Once we took a deeper look into performance we were in for a rude awakening. Even though the game ran well for us in our development environment, it was actually running like a dog in the real world. The numbers we saw were significantly worse than expected.
Using profiling tools we discovered that while the game ran fine before our ‘sale’ page was displayed, it ran poorly any time after it was displayed.
The problem was actually two bugs combined with a user flow issue.
The first bug was that the sale page had been built in a horribly inefficient manner. The second bug was worse. Due to a flaw in our asset loader, we were never removing dialogs from memory after we closed them, so they just sat around using up resources.
And the user flow turned it from bad to terrible. When we run sales, one of the first things we do is show the sale page to the player, and since the bugs combined to negatively impact performance after the dialog was shown, we were effectively killing performance for the entire play session whenever we were running sales!

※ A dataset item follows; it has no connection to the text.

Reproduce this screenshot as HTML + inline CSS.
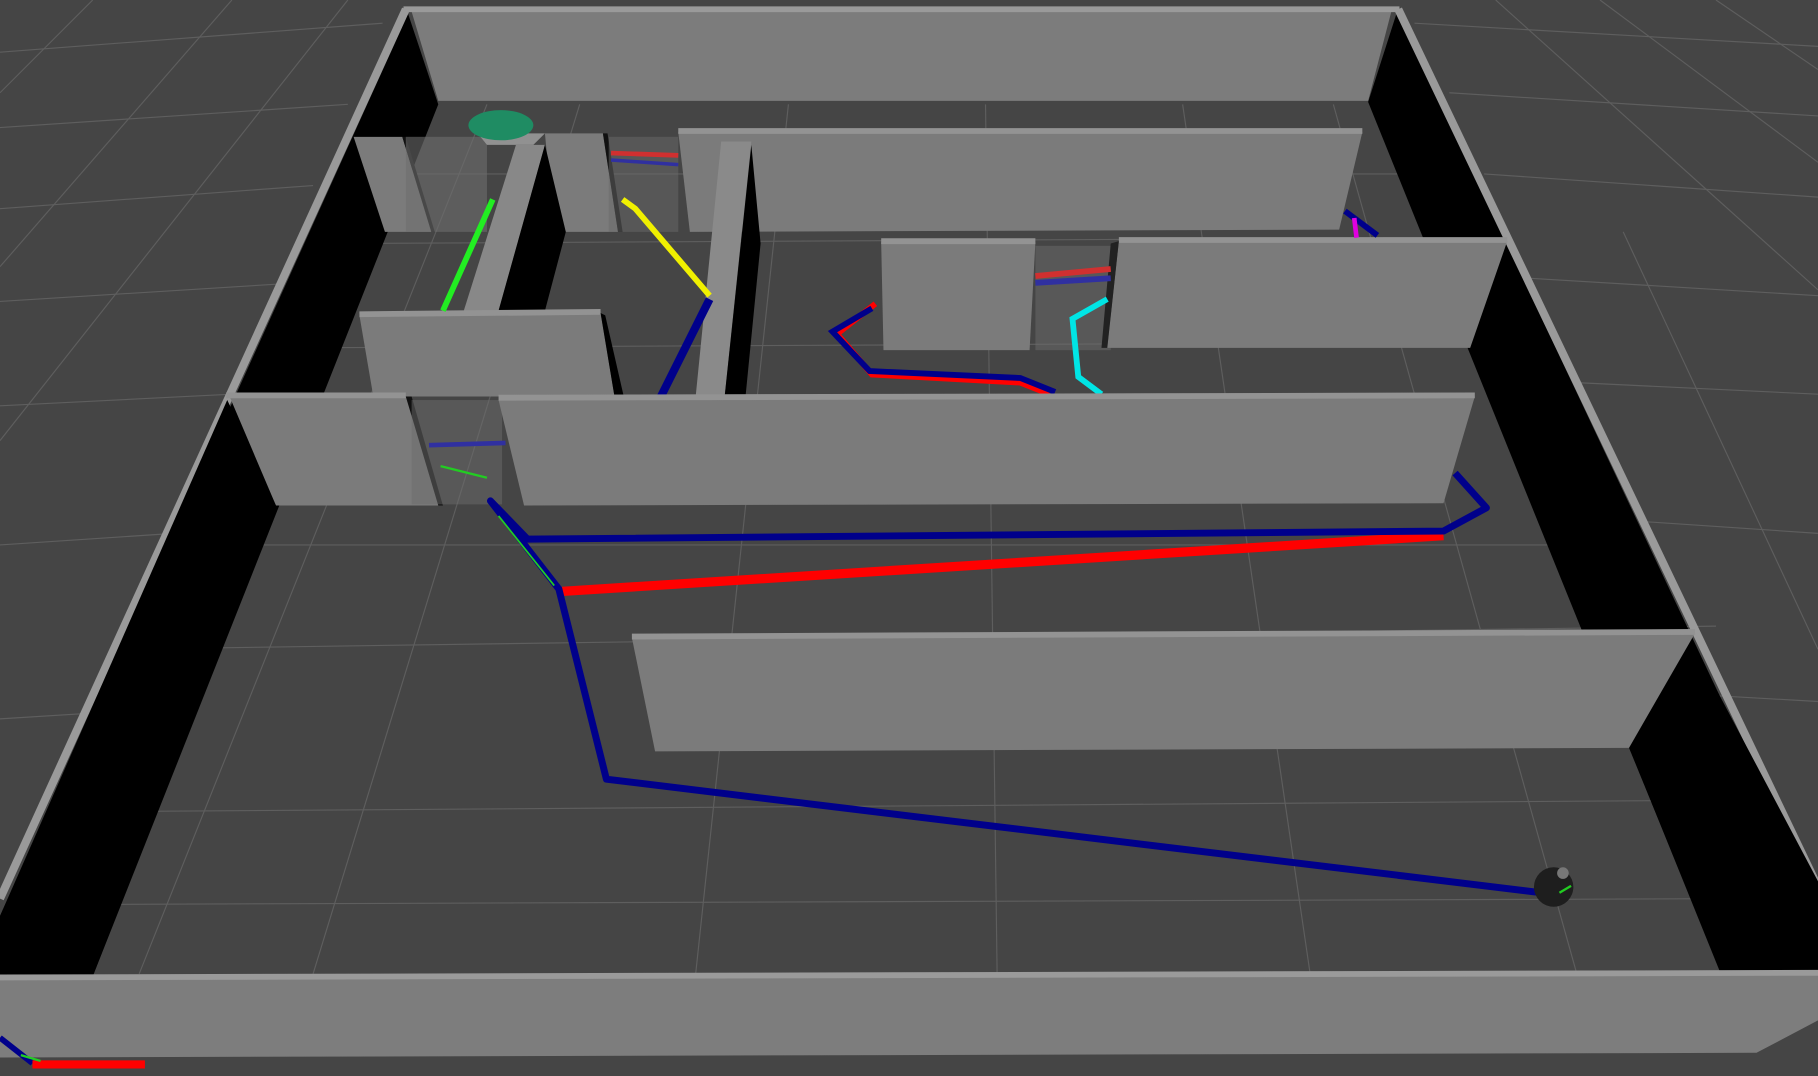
<!DOCTYPE html>
<html><head><meta charset="utf-8"><style>
html,body{margin:0;padding:0;background:#454545;overflow:hidden}
svg{display:block}
</style></head><body>
<svg width="1818" height="1076" viewBox="0 0 1568 928" preserveAspectRatio="none" xmlns="http://www.w3.org/2000/svg">
<rect width="1568" height="928" fill="#454545"/>
<g stroke="#5e5e5e" stroke-width="1" fill="none">
<line x1="0" y1="45" x2="330" y2="20"/><line x1="0" y1="110" x2="300" y2="90"/><line x1="0" y1="180" x2="270" y2="160"/>
<line x1="0" y1="260" x2="240" y2="245"/><line x1="0" y1="350" x2="200" y2="340"/><line x1="0" y1="470" x2="150" y2="460"/>
<line x1="0" y1="620" x2="80" y2="615"/>
<line x1="1220" y1="20" x2="1568" y2="40"/><line x1="1250" y1="80" x2="1568" y2="100"/><line x1="1280" y1="150" x2="1568" y2="170"/>
<line x1="1320" y1="240" x2="1568" y2="255"/><line x1="1360" y1="330" x2="1568" y2="340"/><line x1="1420" y1="450" x2="1568" y2="460"/>
<line x1="1480" y1="600" x2="1568" y2="605"/>
<line x1="80" y1="0" x2="0" y2="80"/><line x1="200" y1="0" x2="0" y2="230"/><line x1="300" y1="0" x2="0" y2="380"/>
<line x1="1290" y1="0" x2="1568" y2="250"/><line x1="1380" y1="0" x2="1568" y2="140"/><line x1="1480" y1="0" x2="1568" y2="60"/>
<line x1="1400" y1="200" x2="1568" y2="560"/>
<line x1="100" y1="560" x2="1480" y2="540"/><line x1="90" y1="700" x2="1500" y2="690"/><line x1="180" y1="470" x2="1400" y2="470"/>
<line x1="250" y1="300" x2="1300" y2="295"/><line x1="300" y1="210" x2="1250" y2="205"/><line x1="330" y1="150" x2="1220" y2="150"/>
<line x1="85" y1="780" x2="1510" y2="775"/>
<line x1="500" y1="90" x2="270" y2="840"/><line x1="680" y1="90" x2="600" y2="840"/><line x1="850" y1="90" x2="860" y2="840"/>
<line x1="1020" y1="90" x2="1130" y2="840"/><line x1="1150" y1="90" x2="1360" y2="840"/><line x1="420" y1="90" x2="120" y2="840"/>
</g>
<!-- outer walls -->
<polygon points="352,12 378,90 80,842 0,842 0,790" fill="#000"/>
<polygon points="1205,10 1568,780 1568,842 1485,842 1180,88" fill="#000"/>
<polygon points="355,10 1200,10 1180,87 378,87" fill="#7c7c7c"/>
<line x1="348" y1="8" x2="1207" y2="8" stroke="#9a9a9a" stroke-width="5"/>
<line x1="350" y1="8" x2="0" y2="775" stroke="#9a9a9a" stroke-width="7"/>
<line x1="1206" y1="8" x2="1568" y2="765" stroke="#9a9a9a" stroke-width="7"/>
<!-- upper small walls -->
<polygon points="305,118 347,118 372,200 332,200" fill="#7b7b7b"/>
<polygon points="347,118 372,200 375,200 350,118" fill="#111"/>
<rect x="350" y="118" width="70" height="82" fill="#6e6e6e" opacity="0.6"/>
<polygon points="470,115 520,115 533,200 478,200" fill="#7b7b7b"/>
<polygon points="520,115 533,200 537,200 524,115" fill="#111"/>
<rect x="525" y="118" width="60" height="82" fill="#6a6a6a" opacity="0.5"/>
<polygon points="412,115 470,115 460,125 420,125" fill="#919191"/>
<polygon points="445,125 470,125 430,268 400,268" fill="#888"/>
<polygon points="470,125 488,200 470,268 430,268" fill="#000"/>
<polygon points="585,114 1175,114 1155,198 595,200" fill="#7b7b7b"/>
<line x1="585" y1="113" x2="1175" y2="113" stroke="#939393" stroke-width="5"/>
<polygon points="622,122 648,122 625,342 600,342" fill="#8a8a8a"/>
<polygon points="648,125 656,210 643,342 625,342" fill="#000"/>
<!-- T horizontal -->
<polygon points="310,272 518,270 530,342 322,342" fill="#7b7b7b"/>
<line x1="310" y1="271" x2="518" y2="269" stroke="#939393" stroke-width="5"/>
<polygon points="518,270 530,342 538,342 522,272" fill="#000"/>
<!-- middle boxes -->
<polygon points="760,209 893,209 888,302 762,302" fill="#7b7b7b"/>
<line x1="760" y1="208" x2="893" y2="208" stroke="#939393" stroke-width="5"/>
<rect x="893" y="212" width="65" height="90" fill="#6b6b6b" opacity="0.5"/>
<polygon points="1300,222 1445,542 1365,542 1268,300" fill="#000"/>
<polygon points="965,208 1300,208 1268,300 955,300" fill="#7b7b7b"/>
<line x1="965" y1="207" x2="1300" y2="207" stroke="#939393" stroke-width="5"/>
<polygon points="958,210 965,208 955,300 950,300" fill="#222"/>
<!-- paths upper -->
<polyline points="755,262 722,288 752,323 880,330 905,340" fill="none" stroke="#f00" stroke-width="5"/>
<polyline points="752,266 718,286 750,320 880,326 910,338" fill="none" stroke="#00008b" stroke-width="5"/>
<polyline points="955,258 925,275 930,325 950,340" fill="none" stroke="#00e5e5" stroke-width="5"/>
<line x1="893" y1="238" x2="958" y2="232" stroke="#d03030" stroke-width="5"/>
<line x1="893" y1="244" x2="958" y2="240" stroke="#3030a0" stroke-width="5"/>
<line x1="527" y1="132" x2="585" y2="134" stroke="#d03030" stroke-width="4"/>
<line x1="527" y1="138" x2="585" y2="142" stroke="#3030a0" stroke-width="3"/>
<polyline points="537,172 548,180 612,255" fill="none" stroke="#f0f000" stroke-width="5"/>
<line x1="382" y1="268" x2="425" y2="172" stroke="#22ee22" stroke-width="5"/>
<line x1="570" y1="342" x2="612" y2="258" stroke="#00008b" stroke-width="7"/>
<polyline points="1160,182 1188,203" fill="none" stroke="#00008b" stroke-width="5"/>
<line x1="1168" y1="188" x2="1170" y2="205" stroke="#e000e0" stroke-width="4"/>
<ellipse cx="432" cy="108" rx="28" ry="13" fill="#1f8c63"/>
<!-- wall A -->
<polygon points="198,342 350,342 380,436 238,436" fill="#7b7b7b"/>
<line x1="195" y1="341" x2="350" y2="341" stroke="#939393" stroke-width="5"/>
<polygon points="350,342 355,342 382,436 378,436" fill="#111"/>
<polygon points="196,345 238,436 80,842 0,842 0,790" fill="#000"/>
<rect x="355" y="345" width="78" height="90" fill="#6c6c6c" opacity="0.5"/>
<line x1="370" y1="384" x2="436" y2="382" stroke="#3030a0" stroke-width="4"/>
<polygon points="430,345 1272,342 1245,434 452,436" fill="#7b7b7b"/>
<line x1="430" y1="343" x2="1272" y2="341" stroke="#939393" stroke-width="5"/>
<!-- wall B -->
<polygon points="1462,560 1568,760 1568,840 1485,840 1405,645" fill="#000"/>
<polygon points="545,550 1462,546 1405,645 565,648" fill="#7b7b7b"/>
<line x1="545" y1="549" x2="1462" y2="545" stroke="#939393" stroke-width="5"/>
<!-- lower paths -->
<polyline points="485,510 1245,462" fill="none" stroke="#f00" stroke-width="8"/>
<polyline points="1330,770 523,672 482,508 423,432 455,465 1245,458 1282,438 1255,408" fill="none" stroke="#00008b" stroke-width="6" stroke-linejoin="round"/>
<line x1="430" y1="445" x2="478" y2="505" stroke="#22cc22" stroke-width="1.5"/>
<line x1="380" y1="402" x2="420" y2="412" stroke="#22cc22" stroke-width="2"/>
<!-- robot -->
<circle cx="1340" cy="765" r="17" fill="#1e1e1e"/>
<circle cx="1348" cy="753" r="5" fill="#777"/>
<path d="M1345 770 l10 -6" stroke="#2c2" stroke-width="2"/>
<!-- bottom wall -->
<polygon points="0,844 1568,840 1568,880 1515,908 0,912" fill="#7d7d7d"/>
<line x1="0" y1="843" x2="1568" y2="839" stroke="#9a9a9a" stroke-width="5"/>
<!-- axis -->
<line x1="0" y1="895" x2="28" y2="917" stroke="#00008b" stroke-width="5"/>
<line x1="28" y1="918" x2="125" y2="918" stroke="#f00" stroke-width="7"/>
<line x1="18" y1="910" x2="35" y2="915" stroke="#2c2" stroke-width="2"/>
</svg>
</body></html>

Once we understood the problem it was not difficult to resolve. We fixed the loader issue, and optimized the sale page. But the longer term effect on our game is not from those code fixes, but the mental reset it gave us:
1) Performance is never a solved problem. I don’t care how great your game ran when you launched it. As you add features and update content, you will need to fix and refocus on performance.
2) Any Key Performance Indicator that isn’t actively monitored is degrading. Ok, maybe not always. But you have to assume they are unless you can actively prove they aren’t.
3) Automatic tracking and alert systems are essential. If you rely on manually verified numbers you will miss the moment that they shift.
4) It never makes sense until it does. Don’t dismiss data points that make no sense, but keep coming up. You might just be looking at them wrong.
Previous Performance Tracking Dashboard
Moving forward we have implemented much more thorough performance tracking, and fully intend to run them through the life of the product. As we gain confidence that we have achieved the performance we demand of our product we will turn the rate of logging down, but never off. These enhanced performance logs allow us to get a clearer picture of our players experiences by tracking the following:
1) Whole session average performance
2) Rolling 30 second average frame rate
3) Percentile breakdowns to identify outliers
4) Session time variance breakdowns to identify performance degradation over time
5) Game sub section specifics to identify troubled areas of the game
6) A/B performance comparison capability for new content roll outs
7) Various game state comparisons such as in or out of fullscreen mode
Updated Performance Tracking Dashboard
All these and more have been added to a performance dashboard that is displayed 24/7 on a monitor in our ops room. With every single feature release and content update we track the impact to player performance.
Your player’s experience is the lifeblood of your product, and you should treat it with the same level of caution that you do your personal finances. Check it regularly and assume it is broken unless you can actively prove otherwise.